Are we in ‘Prime Directive’ territory here? Obviously we do not want to harm the local culture; there are planetary protection protocols to consider, and issues we’ve looked at before in terms of METI — Messaging Extraterrestrial Intelligence. The need for complex policy discussion before such probes could ever be launched is obvious. Clarke’s ‘Starglider’ probe (from The Fountains of Paradise) comes to mind, a visitor from another system that uses language skills acquired by radio leakage to begin exchanging information with humans.

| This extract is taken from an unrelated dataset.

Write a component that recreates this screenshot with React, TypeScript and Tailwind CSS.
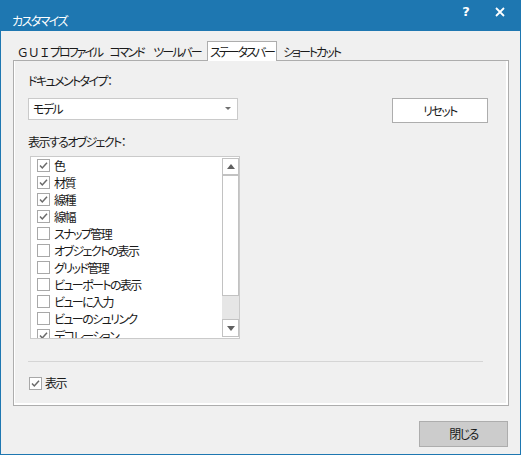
import React from "react";

const font = "[font-family:'Noto_Sans_CJK_JP','Noto_Sans',sans-serif] [font-feature-settings:'palt'] tracking-[-1.6px]";

function Check({ checked }: { checked: boolean }) {
  return (
    <div className="w-[13px] h-[13px] border border-[#a8a8a8] bg-white flex-none flex items-center justify-center">
      {checked && (
        <svg width="11" height="11" viewBox="0 0 11 11">
          <polyline points="2,5.5 4.3,8 9,2.8" fill="none" stroke="#6a6a6a" strokeWidth="1.5" />
        </svg>
      )}
    </div>
  );
}

const items: [string, boolean][] = [
  ["色", true],
  ["材質", true],
  ["線種", true],
  ["線幅", true],
  ["スナップ管理", false],
  ["オブジェクトの表示", false],
  ["グリッド管理", false],
  ["ビューポートの表示", false],
  ["ビューに入力", false],
  ["ビューのシュリンク", false],
  ["デコレーション", true],
];

export default function App() {
  return (
    <div className={`w-[521px] h-[455px] bg-[#f0f0f0] border-x border-b border-[#1e77b1] flex flex-col text-[12px] leading-[16px] text-[#1a1a1a] ${font}`}>
      {/* Title bar */}
      <div className="h-[31px] bg-[#1e77b1] flex flex-none text-white">
        <div className="pl-[11px] pt-[13px] flex-1">カスタマイズ</div>
        <div className="flex pr-[3px]">
          <div className="w-[34px] h-[24px] flex items-center justify-center font-bold text-[13px] tracking-normal [font-family:'DejaVu_Sans',sans-serif]">?</div>
          <div className="w-[34px] h-[24px] flex items-center justify-center">
            <svg width="10" height="10" viewBox="0 0 10 10">
              <path d="M1 1 L9 9 M9 1 L1 9" stroke="#fff" strokeWidth="1.8" />
            </svg>
          </div>
        </div>
      </div>

      <div className="flex-1 flex flex-col px-[12px] pt-[10px]">
        {/* Tabs */}
        <div className="flex h-[19px] relative z-10 whitespace-nowrap tracking-[-2px]">
          <div className="w-[93px] h-[19px] pt-[3px] flex items-center justify-center">
            <span className="[font-feature-settings:normal] tracking-[-1px]">ＧＵＩ</span>プロファイル
          </div>
          <div className="w-[41px] h-[19px] pt-[3px] flex items-center justify-center">コマンド</div>
          <div className="w-[60px] h-[19px] pt-[3px] flex items-center justify-center">ツールバー</div>
          <div className="w-[70px] h-[20px] bg-white border-x border-t border-[#adadad] flex items-center justify-center">
            ステータスバー
          </div>
          <div className="w-[69px] h-[19px] pt-[3px] flex items-center justify-center">ショートカット</div>
        </div>

        {/* Panel */}
        <div className="w-[496px] h-[346px] border border-[#adadad] shadow-[inset_1px_0_0_#fff,inset_-2px_-2px_0_#fff] flex flex-col pl-[14px] pr-[20px]">
          <div className="pt-[12px]">ドキュメントタイプ：</div>
          <div className="flex items-start mt-[9px]">
            <div className="w-[210px] h-[22px] bg-white border border-[#cacaca] flex items-center pl-[4px] pr-[6px]">
              <span className="flex-1">モデル</span>
              <svg width="6" height="4" viewBox="0 0 6 4">
                <path d="M0 0 L6 0 L3 3 Z" fill="#707070" />
              </svg>
            </div>
            <div className="ml-auto w-[96px] h-[25px] bg-white border border-[#adadad] flex items-center justify-center">
              リセット
            </div>
          </div>
          <div className="mt-[11px]">表示するオブジェクト：</div>
          <div className="ml-[2px] mt-[6px] w-[210px] h-[183px] bg-white border border-[#cacaca] flex overflow-hidden">
            <div className="flex-1 flex flex-col pl-[6px] overflow-hidden whitespace-nowrap">
              {items.map(([t, c]) => (
                <div key={t} className="h-[17px] flex-none flex items-center gap-[4px]">
                  <Check checked={c} />
                  <span>{t}</span>
                </div>
              ))}
            </div>
            <div className="w-[17px] flex-none flex flex-col py-[1px]">
              <div className="h-[17px] border border-[#c2c2c2] bg-white flex items-center justify-center">
                <svg width="8" height="5" viewBox="0 0 8 5">
                  <path d="M0 5 L8 5 L4 0 Z" fill="#606060" />
                </svg>
              </div>
              <div className="h-[121px] border border-[#c2c2c2] bg-white"></div>
              <div className="flex-1 bg-[#e6e6e6]"></div>
              <div className="h-[18px] border border-[#c2c2c2] bg-white flex items-center justify-center">
                <svg width="8" height="5" viewBox="0 0 8 5">
                  <path d="M0 0 L8 0 L4 5 Z" fill="#606060" />
                </svg>
              </div>
            </div>
          </div>
          <div className="mt-[22px] h-px bg-[#d5d5d5] w-[455px]"></div>
          <div className="mt-[13px] flex items-center gap-[3px] ml-[1px]">
            <Check checked={true} />
            <span>表示</span>
          </div>
        </div>

        {/* Footer */}
        <div className="flex justify-end mt-[15px]">
          <div className="w-[89px] h-[26px] bg-[#cccccc] border border-[#adadad] flex items-center justify-center">
            閉じる
          </div>
        </div>
      </div>
    </div>
  );
}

Having run through their taxonomy, Hein and Baxter’s concept for a generic artificial intelligence probe, discussed earlier, assumes that future human-level AGI would consume as much energy for operations as the equivalent energy for simulating a human brain. Heat rejection turns out to be a major issue, as it is for supercomputers today, requiring the large radiators of the generic design. Protection from galactic cosmic rays during cruise, radiation-hardened electronics and self-healing technologies in hardware and software are a given for interstellar missions.

Frank Tipler, among others, has looked into the possibility of mind-uploading, which could theoretically take human intelligence along for the ride to the stars and, given the lack of biological crew, propel the colonization of the galaxy. Ray Kurzweil has gone even further,by suggesting that nano-probes of the Freitas variety might traverse wormholes for journeys across the universe. Such ideas are mind-bending (plenty of science fiction plots here), but it’s clear that given the length of the journeys we contemplate, finding non-biological agents to perform such missions will continue to occupy researchers at the boundaries of computation.

The paper is Hein & Baxter, “Artificial Intelligence for Interstellar Travel,” submitted to JBIS (preprint).